I swap between two straps depending on my mood. The Peak Design Clutch fuses your hand and your camera in a somewhat uncomfortable fashion. If I were to purchase another Peak Design product it would be the Peak Design Cuff which appears to give your hand and wrist more breathing room.
Peak Design Clutch
Fuse your camera and wrist together
The Peak Design Slide Lite is a typical neck strap. I appreciate both its subtle design and ability to not irritate my neck after a few hours of wear.
Peak Design Slide Lite
Whip your head back and forth
What’s terrific about Peak Design products is how they all work together. The anchor mechanism is easy to connect and disconnect allowing you to swap straps quickly.
Bags, cases, backpacks
The camera bag says more about you as a photographer than the camera. Lowepro? You’re either an actual professional or you yearn for the 1990s to make a comeback. Leather messenger bag? You’ve never shot in a wet environment. No bag at all? Respect.
Similar to my straps, I am all in on Peak Design products. They are more functional than MacGyver, look great, and last forever (so far). When I’m confident that I only need my camera and lenses, I wear the Peak Design Everyday Sling 5L. It comfortably fits my X-T4, all 3 lenses, sunglasses, extra batteries, extra SD cards, and the Peak Design Slide Lite.
Peak Design Everyday Sling 5L
Much cooler than a fanny pack
Note: Since purchasing Peak Design has upgraded the Sling line to a new a slightly larger version that, according to the website, can handle an entire “6-er.” I have not tested this yet.
When traveling with my tripod, iPad, noise canceling headphones, filters, or other large items, I wear the Peak Design Everyday Backpack. This backpack should come with its own podcast. It has so many features, straps, buckles, sprockets, compartments, and secrets.
Peak Design Everyday Backpack 20L
The swiss army knife of bags
If you really want to look cool and blend in to a new city, I recommend attaching the Peak Design Capture to one of your backpack’s straps. This allows you to casually walk around hands-free with your camera positioned at a convenient spot of your body. When you want to take a photo, press the button and slide the camera out. When you’re done, slide your camera back in. My wife is too kind to allow me to live like this.
Peak Design Capture
Keep your camera close and your coolness closer
Software at your service
The intersection of photography and software is thrilling. Year after year new, innovative apps launch that expand how we catpure and edit photos. Below are a few apps I use in my photography kit.

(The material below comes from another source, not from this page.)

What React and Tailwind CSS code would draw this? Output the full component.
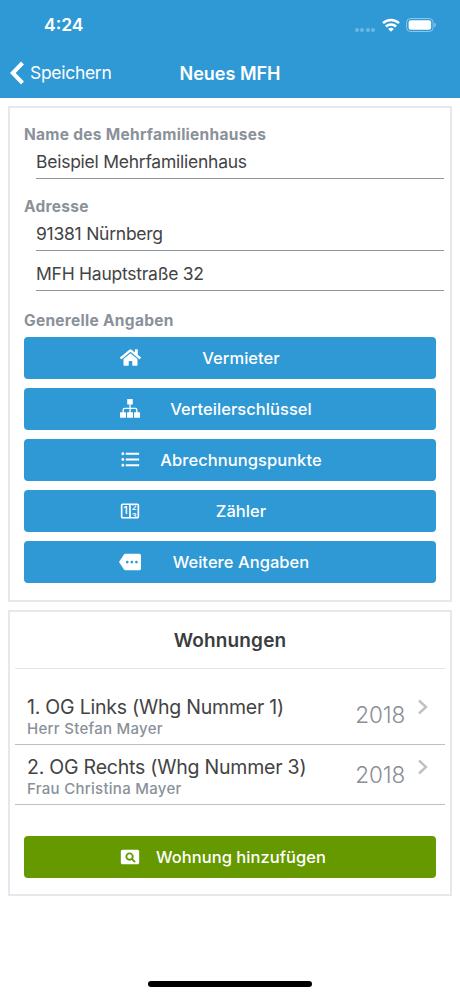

Lightroom CC allows me to view, edit, and share photos from my Mac, iPhone, and iPad. I also store all of my photos in Adobe Cloud.
Adobe Lightroom CC
Automatic subject and sky selection.
For casual shooting I use Apple’s built-in Camera app. When I want to shoot something in RAW format with the intension of making future edits in Lightroom or Darkroom, I always use Halide.
Halide Mark II
Fancy controls for a fancy person.
Shooting a long exposure of a lake while the sun is setting is a magical feeling. Historically this has required two things: a shutter release button, and a big camera. With Spectre you can accomplish this with an iPhone.
Make water smooth as butter.
With TouchRetouch you can make objects and lines disappear from your photos with a swipe or a tap. I’ve removed people, cars, power lines, and even cows.
Tap, swipe, disappear!
For years I struggled with a cheap, flimsy tripod that would fall over with a gust of wind. One day when I thought about shooting objects on a table with an overhead camera position, I realized I needed a new tripod. Something sturdy. Strong. Versatile. Occasionally I’m basic so I went with the Vanguard Alta Pro 2+ 263AB100 thanks to a Wirecutter review.
Vanguard Alta Pro 2+ 263AB100
Mount your camera and just… walk away.